Understanding credit card interest is a crucial step in managing your finances. By keeping interest costs low, you free up more money for other goals, like saving for emergencies, investing, or buying a home. Responsible credit card use also helps you build a strong credit score, which can lead to better rates on future loans—like a mortgage for a home you might buy with the wealth you’re growing through investing.

Credit cards can offer benefits, such as rewards (cash back, travel points) or fraud protection, but interest can quickly outweigh those perks if you carry a balance. For example, earning 1% cash back on a $5,000 balance ($50) is canceled out by paying $82.20 in interest for one month. Avoiding interest ensures you get the most value from your credit card.


Final Thoughts

Credit card interest is the cost of borrowing money when you don’t pay your balance in full, and it can add up quickly if you’re not careful.
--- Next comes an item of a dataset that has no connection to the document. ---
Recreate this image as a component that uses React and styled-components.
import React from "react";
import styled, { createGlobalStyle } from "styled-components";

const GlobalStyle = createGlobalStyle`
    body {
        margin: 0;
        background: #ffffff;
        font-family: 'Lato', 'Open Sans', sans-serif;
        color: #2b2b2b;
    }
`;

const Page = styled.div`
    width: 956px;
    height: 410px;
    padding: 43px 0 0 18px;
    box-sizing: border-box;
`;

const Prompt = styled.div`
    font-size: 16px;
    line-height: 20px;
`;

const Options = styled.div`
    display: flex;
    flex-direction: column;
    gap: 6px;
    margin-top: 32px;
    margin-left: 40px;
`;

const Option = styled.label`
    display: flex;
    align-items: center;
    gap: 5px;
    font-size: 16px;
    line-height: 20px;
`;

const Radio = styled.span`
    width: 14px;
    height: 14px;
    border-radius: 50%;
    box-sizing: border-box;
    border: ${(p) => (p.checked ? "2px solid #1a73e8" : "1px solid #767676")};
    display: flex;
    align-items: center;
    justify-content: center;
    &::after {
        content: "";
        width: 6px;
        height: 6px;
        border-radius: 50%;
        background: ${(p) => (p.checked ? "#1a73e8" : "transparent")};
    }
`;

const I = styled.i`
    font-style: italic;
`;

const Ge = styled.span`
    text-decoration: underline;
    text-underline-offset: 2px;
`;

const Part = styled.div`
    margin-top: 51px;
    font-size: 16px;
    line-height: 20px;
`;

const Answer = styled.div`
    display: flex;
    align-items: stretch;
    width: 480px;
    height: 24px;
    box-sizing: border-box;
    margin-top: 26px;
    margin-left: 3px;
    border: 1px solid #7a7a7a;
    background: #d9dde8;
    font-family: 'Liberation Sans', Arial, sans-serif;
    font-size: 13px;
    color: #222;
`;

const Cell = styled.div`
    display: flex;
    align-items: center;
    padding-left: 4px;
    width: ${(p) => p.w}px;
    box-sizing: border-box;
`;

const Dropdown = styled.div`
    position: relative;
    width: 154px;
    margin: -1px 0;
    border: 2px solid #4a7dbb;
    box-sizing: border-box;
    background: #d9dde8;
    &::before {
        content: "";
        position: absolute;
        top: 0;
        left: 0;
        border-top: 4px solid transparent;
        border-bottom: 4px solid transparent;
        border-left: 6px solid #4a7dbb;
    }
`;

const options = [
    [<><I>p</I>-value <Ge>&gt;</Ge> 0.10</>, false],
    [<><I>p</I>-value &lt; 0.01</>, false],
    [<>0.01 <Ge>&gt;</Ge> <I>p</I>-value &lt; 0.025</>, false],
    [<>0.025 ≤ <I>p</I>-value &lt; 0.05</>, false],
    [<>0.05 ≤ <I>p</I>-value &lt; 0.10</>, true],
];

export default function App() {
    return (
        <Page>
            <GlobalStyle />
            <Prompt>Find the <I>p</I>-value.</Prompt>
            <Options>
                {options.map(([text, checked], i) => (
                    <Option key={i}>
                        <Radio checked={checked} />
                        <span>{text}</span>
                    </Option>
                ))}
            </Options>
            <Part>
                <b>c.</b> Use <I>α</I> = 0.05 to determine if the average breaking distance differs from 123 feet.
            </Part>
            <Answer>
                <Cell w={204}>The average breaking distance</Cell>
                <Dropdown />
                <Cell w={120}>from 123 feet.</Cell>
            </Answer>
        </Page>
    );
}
By understanding how it’s calculated and applied, you can take steps to manage or avoid it, keeping your finances on track. Paying your balance in full, keeping balances low, and choosing the right card are all ways to use credit cards wisely without letting interest derail your goals.

As you build your financial knowledge, consider how credit card habits fit into your broader plans—like saving, investing, or building credit for the future. For personalized guidance, speak with a financial advisor to create a strategy that works for you. With the right approach, credit cards can be a helpful tool without the burden of interest.